_Goal_
List every line in this data where the string "screenshot" occurs.

_Exercise material_

━━━━━━━━━━

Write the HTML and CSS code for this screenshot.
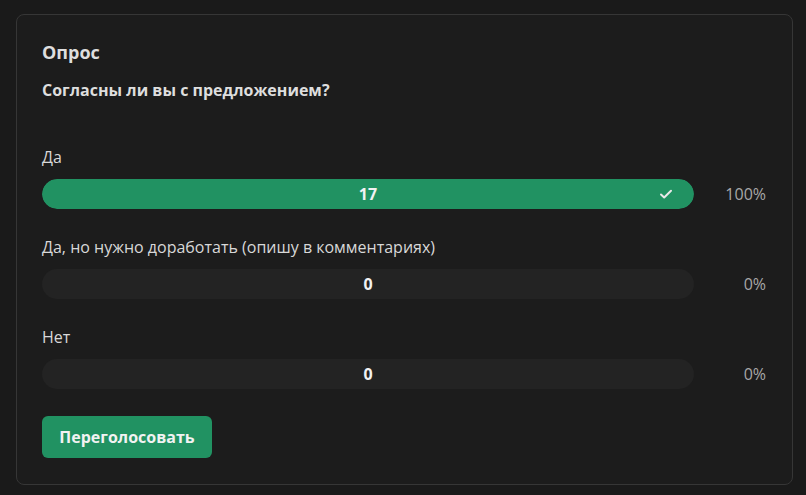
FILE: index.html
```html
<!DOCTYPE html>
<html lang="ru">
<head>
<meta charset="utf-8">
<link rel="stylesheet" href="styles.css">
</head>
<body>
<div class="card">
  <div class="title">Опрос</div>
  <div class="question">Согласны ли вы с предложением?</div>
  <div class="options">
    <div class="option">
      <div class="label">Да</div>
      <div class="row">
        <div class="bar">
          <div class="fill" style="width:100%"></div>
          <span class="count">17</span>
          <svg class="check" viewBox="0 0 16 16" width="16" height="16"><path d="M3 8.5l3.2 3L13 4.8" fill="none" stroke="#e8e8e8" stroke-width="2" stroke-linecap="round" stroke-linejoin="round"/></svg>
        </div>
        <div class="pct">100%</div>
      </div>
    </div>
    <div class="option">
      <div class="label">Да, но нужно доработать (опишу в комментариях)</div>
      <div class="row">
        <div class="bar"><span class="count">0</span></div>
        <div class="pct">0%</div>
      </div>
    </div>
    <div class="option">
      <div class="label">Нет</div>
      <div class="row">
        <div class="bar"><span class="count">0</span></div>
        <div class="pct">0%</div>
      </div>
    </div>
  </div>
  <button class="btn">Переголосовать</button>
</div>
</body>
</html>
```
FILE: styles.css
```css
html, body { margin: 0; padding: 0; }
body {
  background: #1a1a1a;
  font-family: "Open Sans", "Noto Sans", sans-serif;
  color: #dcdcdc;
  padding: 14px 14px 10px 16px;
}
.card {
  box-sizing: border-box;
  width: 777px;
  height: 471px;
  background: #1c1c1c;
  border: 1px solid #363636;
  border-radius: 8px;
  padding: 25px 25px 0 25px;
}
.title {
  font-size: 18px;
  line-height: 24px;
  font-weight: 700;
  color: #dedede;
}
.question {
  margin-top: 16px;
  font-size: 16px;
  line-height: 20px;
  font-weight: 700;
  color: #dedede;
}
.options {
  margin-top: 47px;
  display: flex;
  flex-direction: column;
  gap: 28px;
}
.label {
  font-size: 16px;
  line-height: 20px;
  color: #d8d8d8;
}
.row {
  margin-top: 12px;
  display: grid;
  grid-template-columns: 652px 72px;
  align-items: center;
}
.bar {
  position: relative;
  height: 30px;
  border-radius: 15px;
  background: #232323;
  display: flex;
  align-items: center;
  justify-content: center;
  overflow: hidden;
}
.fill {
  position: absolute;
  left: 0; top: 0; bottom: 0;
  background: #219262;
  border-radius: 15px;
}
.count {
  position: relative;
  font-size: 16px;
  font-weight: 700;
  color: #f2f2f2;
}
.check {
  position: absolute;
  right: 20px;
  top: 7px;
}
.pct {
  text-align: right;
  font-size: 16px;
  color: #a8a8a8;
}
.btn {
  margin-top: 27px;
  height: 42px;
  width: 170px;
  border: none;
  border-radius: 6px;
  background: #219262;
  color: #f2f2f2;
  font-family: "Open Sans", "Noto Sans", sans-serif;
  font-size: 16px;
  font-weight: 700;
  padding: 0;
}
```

━━━━━━━━━━

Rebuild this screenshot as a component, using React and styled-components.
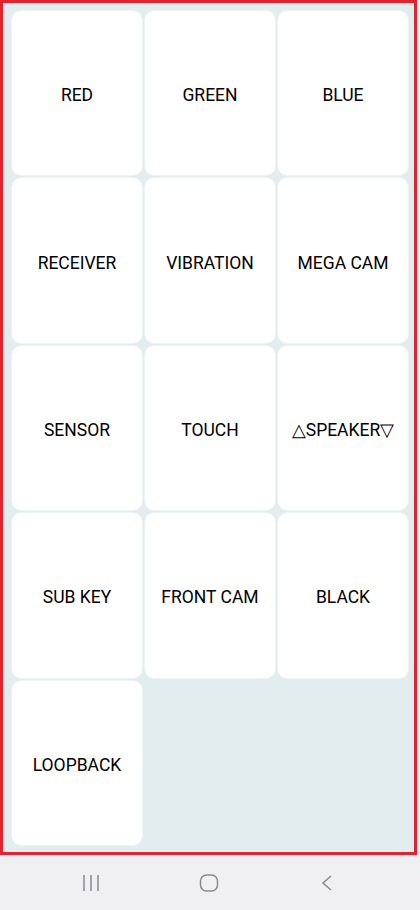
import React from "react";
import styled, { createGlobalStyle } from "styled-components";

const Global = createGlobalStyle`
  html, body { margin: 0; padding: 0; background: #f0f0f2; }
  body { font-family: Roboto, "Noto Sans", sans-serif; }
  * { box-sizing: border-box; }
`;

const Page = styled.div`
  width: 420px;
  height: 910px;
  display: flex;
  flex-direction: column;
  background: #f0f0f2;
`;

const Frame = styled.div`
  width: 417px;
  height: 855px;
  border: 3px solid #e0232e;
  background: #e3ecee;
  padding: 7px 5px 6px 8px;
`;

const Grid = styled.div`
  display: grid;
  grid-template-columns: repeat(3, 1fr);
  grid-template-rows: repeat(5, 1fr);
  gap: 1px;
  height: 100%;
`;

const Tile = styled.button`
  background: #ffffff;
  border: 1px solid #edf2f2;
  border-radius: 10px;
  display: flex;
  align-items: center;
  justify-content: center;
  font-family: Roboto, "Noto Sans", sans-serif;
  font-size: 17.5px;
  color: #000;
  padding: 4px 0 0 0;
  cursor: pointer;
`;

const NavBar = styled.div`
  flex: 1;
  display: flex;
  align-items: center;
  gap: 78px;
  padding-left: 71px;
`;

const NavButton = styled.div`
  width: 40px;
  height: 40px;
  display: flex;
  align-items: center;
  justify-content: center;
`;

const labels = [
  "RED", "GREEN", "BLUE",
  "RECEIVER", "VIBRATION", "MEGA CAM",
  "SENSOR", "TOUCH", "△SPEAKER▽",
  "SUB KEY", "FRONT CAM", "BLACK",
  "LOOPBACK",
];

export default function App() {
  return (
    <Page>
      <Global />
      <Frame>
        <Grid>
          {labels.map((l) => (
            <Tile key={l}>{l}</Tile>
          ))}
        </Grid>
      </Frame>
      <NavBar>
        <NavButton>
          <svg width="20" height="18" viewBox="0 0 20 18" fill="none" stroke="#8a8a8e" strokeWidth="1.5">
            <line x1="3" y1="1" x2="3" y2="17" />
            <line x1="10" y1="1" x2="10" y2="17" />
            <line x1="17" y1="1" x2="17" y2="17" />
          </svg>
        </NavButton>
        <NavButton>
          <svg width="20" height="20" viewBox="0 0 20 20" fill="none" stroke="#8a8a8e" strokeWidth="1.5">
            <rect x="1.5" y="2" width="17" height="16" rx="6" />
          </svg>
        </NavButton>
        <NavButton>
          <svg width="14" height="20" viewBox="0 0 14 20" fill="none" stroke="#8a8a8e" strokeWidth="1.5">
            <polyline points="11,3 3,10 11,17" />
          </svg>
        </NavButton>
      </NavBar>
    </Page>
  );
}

━━━━━━━━━━

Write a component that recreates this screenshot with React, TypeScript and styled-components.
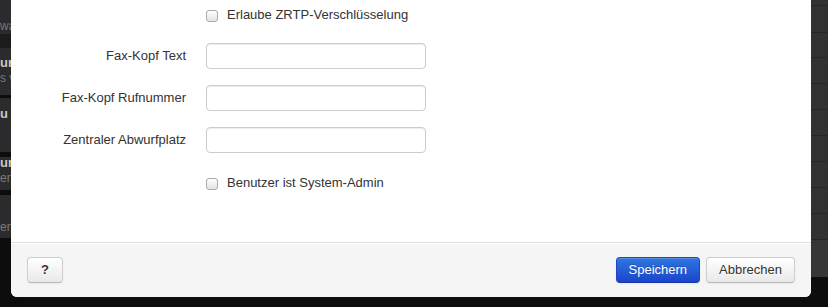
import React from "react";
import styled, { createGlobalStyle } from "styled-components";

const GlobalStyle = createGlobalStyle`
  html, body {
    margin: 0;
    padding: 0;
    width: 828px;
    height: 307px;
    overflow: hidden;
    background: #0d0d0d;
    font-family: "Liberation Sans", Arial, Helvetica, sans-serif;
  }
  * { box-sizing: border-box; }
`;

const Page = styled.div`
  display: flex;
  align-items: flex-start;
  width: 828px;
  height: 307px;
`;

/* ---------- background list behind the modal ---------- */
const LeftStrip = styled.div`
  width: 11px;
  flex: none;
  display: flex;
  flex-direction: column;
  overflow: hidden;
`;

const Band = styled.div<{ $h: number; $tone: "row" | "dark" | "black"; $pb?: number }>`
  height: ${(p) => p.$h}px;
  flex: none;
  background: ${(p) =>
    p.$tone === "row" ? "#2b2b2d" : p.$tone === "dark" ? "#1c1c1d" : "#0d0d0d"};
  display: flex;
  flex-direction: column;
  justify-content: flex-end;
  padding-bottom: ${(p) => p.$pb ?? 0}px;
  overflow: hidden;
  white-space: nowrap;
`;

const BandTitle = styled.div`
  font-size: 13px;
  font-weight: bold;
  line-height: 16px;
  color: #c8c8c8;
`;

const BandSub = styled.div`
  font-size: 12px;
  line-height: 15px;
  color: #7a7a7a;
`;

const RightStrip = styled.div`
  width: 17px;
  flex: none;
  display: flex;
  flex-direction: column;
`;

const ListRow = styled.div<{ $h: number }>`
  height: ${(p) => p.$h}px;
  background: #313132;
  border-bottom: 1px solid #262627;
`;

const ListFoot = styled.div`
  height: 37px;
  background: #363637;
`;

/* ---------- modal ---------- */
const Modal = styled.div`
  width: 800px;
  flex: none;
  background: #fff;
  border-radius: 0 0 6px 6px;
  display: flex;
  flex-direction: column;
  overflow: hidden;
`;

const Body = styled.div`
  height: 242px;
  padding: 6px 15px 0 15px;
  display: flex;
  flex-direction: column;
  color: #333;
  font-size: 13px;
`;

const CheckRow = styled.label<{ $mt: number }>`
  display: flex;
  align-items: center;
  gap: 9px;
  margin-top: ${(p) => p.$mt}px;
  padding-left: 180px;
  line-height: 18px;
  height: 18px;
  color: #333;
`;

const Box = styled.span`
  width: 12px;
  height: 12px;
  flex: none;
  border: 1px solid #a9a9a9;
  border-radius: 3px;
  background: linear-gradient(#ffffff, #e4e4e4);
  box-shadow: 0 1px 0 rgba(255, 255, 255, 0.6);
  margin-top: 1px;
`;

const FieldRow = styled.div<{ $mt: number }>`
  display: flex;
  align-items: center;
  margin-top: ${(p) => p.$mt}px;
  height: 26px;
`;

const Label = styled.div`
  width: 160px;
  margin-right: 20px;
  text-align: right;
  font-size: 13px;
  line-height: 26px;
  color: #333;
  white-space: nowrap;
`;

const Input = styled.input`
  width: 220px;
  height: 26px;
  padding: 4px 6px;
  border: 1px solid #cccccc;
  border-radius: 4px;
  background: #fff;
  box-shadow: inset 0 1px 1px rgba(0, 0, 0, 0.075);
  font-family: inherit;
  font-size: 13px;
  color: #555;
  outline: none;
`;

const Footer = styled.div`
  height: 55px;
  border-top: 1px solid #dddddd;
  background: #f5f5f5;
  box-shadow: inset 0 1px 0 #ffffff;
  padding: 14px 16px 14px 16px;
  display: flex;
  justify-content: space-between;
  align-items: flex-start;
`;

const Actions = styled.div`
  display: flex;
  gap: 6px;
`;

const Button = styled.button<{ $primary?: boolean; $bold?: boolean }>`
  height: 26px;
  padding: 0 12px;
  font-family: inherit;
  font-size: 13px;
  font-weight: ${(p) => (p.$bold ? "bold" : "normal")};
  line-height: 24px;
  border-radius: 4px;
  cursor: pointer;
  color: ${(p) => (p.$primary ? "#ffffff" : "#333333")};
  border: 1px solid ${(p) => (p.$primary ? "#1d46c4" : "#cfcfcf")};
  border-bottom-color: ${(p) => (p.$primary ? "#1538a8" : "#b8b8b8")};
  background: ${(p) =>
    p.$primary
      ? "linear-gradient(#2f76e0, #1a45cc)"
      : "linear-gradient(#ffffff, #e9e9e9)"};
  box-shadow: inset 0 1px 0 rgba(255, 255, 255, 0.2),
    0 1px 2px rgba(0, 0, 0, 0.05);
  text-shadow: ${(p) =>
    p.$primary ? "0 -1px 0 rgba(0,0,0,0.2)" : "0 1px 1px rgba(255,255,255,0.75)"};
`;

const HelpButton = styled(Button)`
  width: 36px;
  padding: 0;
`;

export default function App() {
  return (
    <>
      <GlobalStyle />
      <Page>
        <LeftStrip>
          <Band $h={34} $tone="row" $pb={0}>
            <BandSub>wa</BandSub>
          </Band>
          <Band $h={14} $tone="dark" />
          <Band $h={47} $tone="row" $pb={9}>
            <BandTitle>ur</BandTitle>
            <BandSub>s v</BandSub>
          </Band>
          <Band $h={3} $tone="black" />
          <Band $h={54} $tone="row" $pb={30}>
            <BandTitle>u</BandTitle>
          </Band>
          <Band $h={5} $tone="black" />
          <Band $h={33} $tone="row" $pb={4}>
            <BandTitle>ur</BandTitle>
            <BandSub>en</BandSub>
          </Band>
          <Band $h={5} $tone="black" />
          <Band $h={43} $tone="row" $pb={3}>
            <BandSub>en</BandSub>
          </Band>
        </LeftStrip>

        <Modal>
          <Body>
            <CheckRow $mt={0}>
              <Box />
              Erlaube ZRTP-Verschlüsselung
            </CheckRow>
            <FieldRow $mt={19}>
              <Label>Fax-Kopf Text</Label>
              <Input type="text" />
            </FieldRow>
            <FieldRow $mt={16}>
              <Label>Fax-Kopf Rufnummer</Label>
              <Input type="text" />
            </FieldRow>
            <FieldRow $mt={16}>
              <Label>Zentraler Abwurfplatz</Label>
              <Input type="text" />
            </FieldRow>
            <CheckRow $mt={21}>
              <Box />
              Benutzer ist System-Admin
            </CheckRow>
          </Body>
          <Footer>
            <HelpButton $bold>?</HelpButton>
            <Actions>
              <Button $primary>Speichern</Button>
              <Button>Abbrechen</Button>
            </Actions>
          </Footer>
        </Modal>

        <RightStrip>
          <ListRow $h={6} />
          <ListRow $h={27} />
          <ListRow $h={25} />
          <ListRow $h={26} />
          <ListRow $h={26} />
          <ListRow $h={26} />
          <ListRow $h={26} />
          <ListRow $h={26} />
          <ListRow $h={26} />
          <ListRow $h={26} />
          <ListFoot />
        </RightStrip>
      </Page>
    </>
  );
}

━━━━━━━━━━

_Response_
Write the HTML and CSS code for this screenshot.
Rebuild this screenshot as a component, using React and styled-components.
Write a component that recreates this screenshot with React, TypeScript and styled-components.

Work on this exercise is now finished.